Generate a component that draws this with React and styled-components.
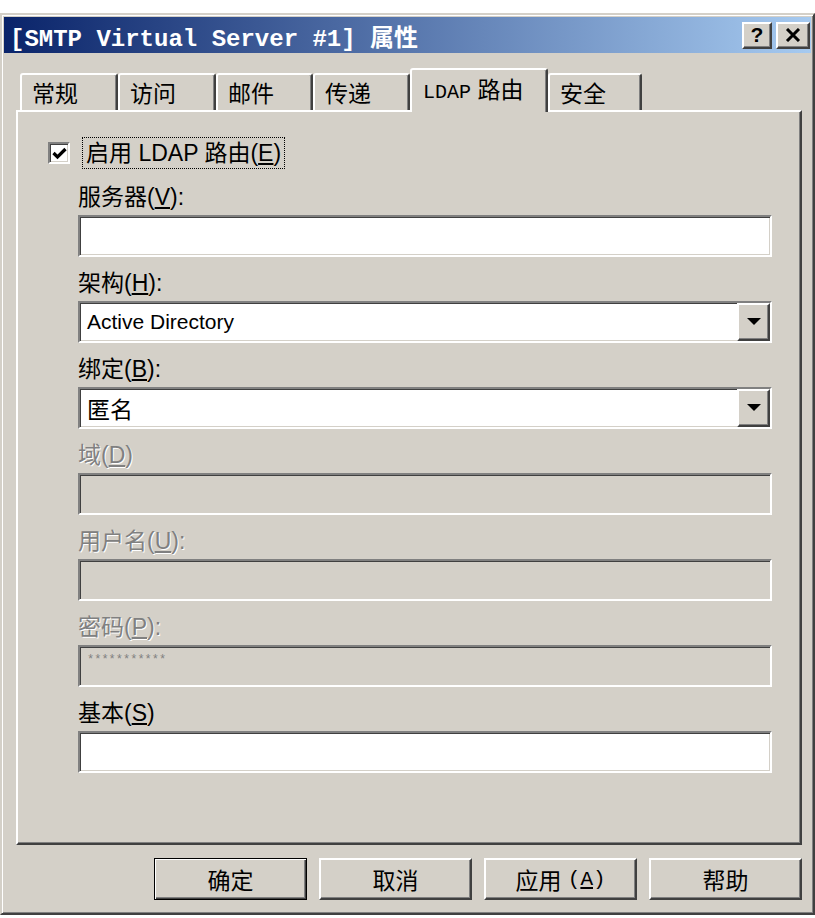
import React from "react";
import styled, { createGlobalStyle, css } from "styled-components";

const face = "#d4d0c8";

const GlobalStyle = createGlobalStyle`
  html, body {
    margin: 0;
    padding: 0;
    background: #ffffff;
    overflow: hidden;
  }
  body {
    font-family: "Liberation Sans", "Noto Sans CJK SC", sans-serif;
    color: #000;
  }
`;

const raised = css`
  border-style: solid;
  border-width: 2px;
  border-color: #ffffff #404040 #404040 #ffffff;
  box-shadow: inset -1px -1px #808080;
`;

const sunken = css`
  border-style: solid;
  border-width: 2px;
  border-color: #808080 #ffffff #ffffff #808080;
  box-shadow: inset 1px 1px #404040, inset -1px -1px ${face};
`;

const Window = styled.div`
  box-sizing: border-box;
  margin-top: 13px;
  width: 815px;
  height: 902px;
  padding: 2px;
  background: ${face};
  border: 2px solid;
  border-color: ${face} #404040 #404040 ${face};
  box-shadow: inset 1px 1px #ffffff, inset -1px -1px #808080;
  display: flex;
  flex-direction: column;
`;

const TitleBar = styled.div`
  height: 36px;
  flex-shrink: 0;
  display: flex;
  align-items: center;
  justify-content: space-between;
  padding: 0 1px 0 6px;
  background: linear-gradient(to right, #0a246a 0%, #a6caf0 100%);
`;

const TitleText = styled.div`
  font-family: "Liberation Mono", "Noto Sans CJK SC", monospace;
  font-weight: bold;
  font-size: 24px;
  color: #ffffff;
  white-space: pre;
`;

const Controls = styled.div`
  display: flex;
  gap: 4px;
`;

const CtrlButton = styled.div`
  box-sizing: border-box;
  width: ${(p) => p.$w}px;
  height: 27px;
  background: ${face};
  ${raised};
  display: flex;
  align-items: center;
  justify-content: center;
  font-weight: bold;
  font-size: 21px;
`;

const Body = styled.div`
  flex: 1;
  display: flex;
  flex-direction: column;
  padding: 15px 9px 0 12px;
`;

const TabStrip = styled.div`
  height: 42px;
  display: flex;
  align-items: flex-end;
  padding-left: 4px;
`;

const Tab = styled.div`
  box-sizing: border-box;
  width: ${(p) => p.$w}px;
  height: ${(p) => (p.$active ? 44 : 37)}px;
  margin-bottom: ${(p) => (p.$active ? -2 : 0)}px;
  position: relative;
  z-index: ${(p) => (p.$active ? 2 : 0)};
  background: ${face};
  border: 2px solid;
  border-bottom: none;
  border-color: #ffffff #404040 transparent #ffffff;
  border-radius: 3px 3px 0 0;
  box-shadow: inset -1px 0 #808080;
  padding: ${(p) => (p.$active ? "5px 0 0 11px" : "4px 0 0 10px")};
  font-size: 23px;
  line-height: 30px;
  white-space: nowrap;
`;

const Mono = styled.span`
  font-family: "Liberation Mono", monospace;
  font-size: ${(p) => p.$size || 20}px;
`;

const Panel = styled.div`
  box-sizing: border-box;
  height: 735px;
  ${raised};
  padding: 25px 28px 0 30px;
  display: flex;
  flex-direction: column;
`;

const CheckRow = styled.div`
  display: flex;
  align-items: center;
  gap: 12px;
  height: 32px;
`;

const CheckBox = styled.div`
  box-sizing: border-box;
  width: 22px;
  height: 22px;
  background: #ffffff;
  ${sunken};
  display: flex;
  align-items: center;
  justify-content: center;
`;

const FocusLabel = styled.div`
  border: 1px dotted #000;
  padding: 0 3px;
  font-size: 23px;
  line-height: 30px;
`;

const Fields = styled.div`
  display: flex;
  flex-direction: column;
  gap: 12px;
  margin-top: 14px;
  padding-left: 30px;
`;

const Field = styled.div`
  display: flex;
  flex-direction: column;
  gap: 4px;
`;

const Label = styled.div`
  font-size: 23px;
  line-height: 28px;
  height: 28px;
  color: ${(p) => (p.$disabled ? "#808080" : "#000")};
  text-shadow: ${(p) => (p.$disabled ? "1px 1px 0 #ffffff" : "none")};
`;

const TextBox = styled.div`
  box-sizing: border-box;
  height: 42px;
  ${sunken};
  background: ${(p) => (p.$disabled ? face : "#ffffff")};
  display: flex;
  align-items: ${(p) => (p.$top ? "flex-start" : "center")};
  padding: ${(p) => (p.$top ? "6px 0 0 7px" : "0 0 0 7px")};
  font-size: ${(p) => p.$size || 23}px;
`;

const ComboText = styled.div`
  flex: 1;
`;

const DropButton = styled.div`
  box-sizing: border-box;
  width: 33px;
  align-self: stretch;
  background: ${face};
  ${raised};
  display: flex;
  align-items: center;
  justify-content: center;
`;

const Stars = styled.span`
  font-family: "Liberation Mono", monospace;
  font-size: 12px;
  color: #808080;
`;

const ButtonRow = styled.div`
  display: flex;
  justify-content: flex-end;
  gap: 12px;
  margin-top: 13px;
`;

const Button = styled.div`
  box-sizing: border-box;
  width: 153px;
  height: 42px;
  background: ${face};
  display: flex;
  align-items: center;
  justify-content: center;
  font-size: 23px;
  ${(p) =>
    p.$default
      ? css`
          border: 1px solid #000;
          box-shadow: inset 1px 1px #ffffff, inset -1px -1px #404040,
            inset -2px -2px #808080;
        `
      : raised};
`;

const Triangle = () => (
  <svg width="14" height="8" viewBox="0 0 14 8">
    <polygon points="0,0 14,0 7,7" fill="#000" />
  </svg>
);

const tabs = [
  { label: "常规", w: 98 },
  { label: "访问", w: 98 },
  { label: "邮件", w: 97 },
  { label: "传递", w: 97 },
  { label: "LDAP", w: 138, active: true },
  { label: "安全", w: 94 },
];

const App = () => {
  return (
    <>
      <GlobalStyle />
      <Window>
        <TitleBar>
          <TitleText>[SMTP Virtual Server #1] 属性</TitleText>
          <Controls>
            <CtrlButton $w={30}>?</CtrlButton>
            <CtrlButton $w={34}>
              <svg width="16" height="14" viewBox="0 0 16 14">
                <path d="M2 1 L14 13 M14 1 L2 13" stroke="#000" strokeWidth="3" />
              </svg>
            </CtrlButton>
          </Controls>
        </TitleBar>

        <Body>
          <TabStrip>
            {tabs.map((t) =>
              t.active ? (
                <Tab key={t.label} $w={t.w} $active>
                  <Mono>LDAP</Mono> 路由
                </Tab>
              ) : (
                <Tab key={t.label} $w={t.w}>
                  {t.label}
                </Tab>
              )
            )}
          </TabStrip>

          <Panel>
            <CheckRow>
              <CheckBox>
                <svg width="15" height="13" viewBox="0 0 15 13">
                  <polyline
                    points="1.5,6 5.5,10 13.5,2"
                    fill="none"
                    stroke="#000"
                    strokeWidth="3.2"
                  />
                </svg>
              </CheckBox>
              <FocusLabel>
                启用 LDAP 路由(<u>E</u>)
              </FocusLabel>
            </CheckRow>

            <Fields>
              <Field>
                <Label>
                  服务器(<u>V</u>):
                </Label>
                <TextBox />
              </Field>
              <Field>
                <Label>
                  架构(<u>H</u>):
                </Label>
                <TextBox $size={21}>
                  <ComboText>Active Directory</ComboText>
                  <DropButton>
                    <Triangle />
                  </DropButton>
                </TextBox>
              </Field>
              <Field>
                <Label>
                  绑定(<u>B</u>):
                </Label>
                <TextBox>
                  <ComboText>匿名</ComboText>
                  <DropButton>
                    <Triangle />
                  </DropButton>
                </TextBox>
              </Field>
              <Field>
                <Label $disabled>
                  域(<u>D</u>)
                </Label>
                <TextBox $disabled />
              </Field>
              <Field>
                <Label $disabled>
                  用户名(<u>U</u>):
                </Label>
                <TextBox $disabled />
              </Field>
              <Field>
                <Label $disabled>
                  密码(<u>P</u>):
                </Label>
                <TextBox $disabled $top>
                  <Stars>***********</Stars>
                </TextBox>
              </Field>
              <Field>
                <Label>
                  基本(<u>S</u>)
                </Label>
                <TextBox />
              </Field>
            </Fields>
          </Panel>

          <ButtonRow>
            <Button $default>确定</Button>
            <Button>取消</Button>
            <Button>
              应用&nbsp;<Mono $size={21}>(<u>A</u>)</Mono>
            </Button>
            <Button>帮助</Button>
          </ButtonRow>
        </Body>
      </Window>
    </>
  );
};

export default App;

*Problem to solve*: Gather each line from the listing above that holds "React".

*Final result*:
Generate a component that draws this with React and styled-components.
import React from "react";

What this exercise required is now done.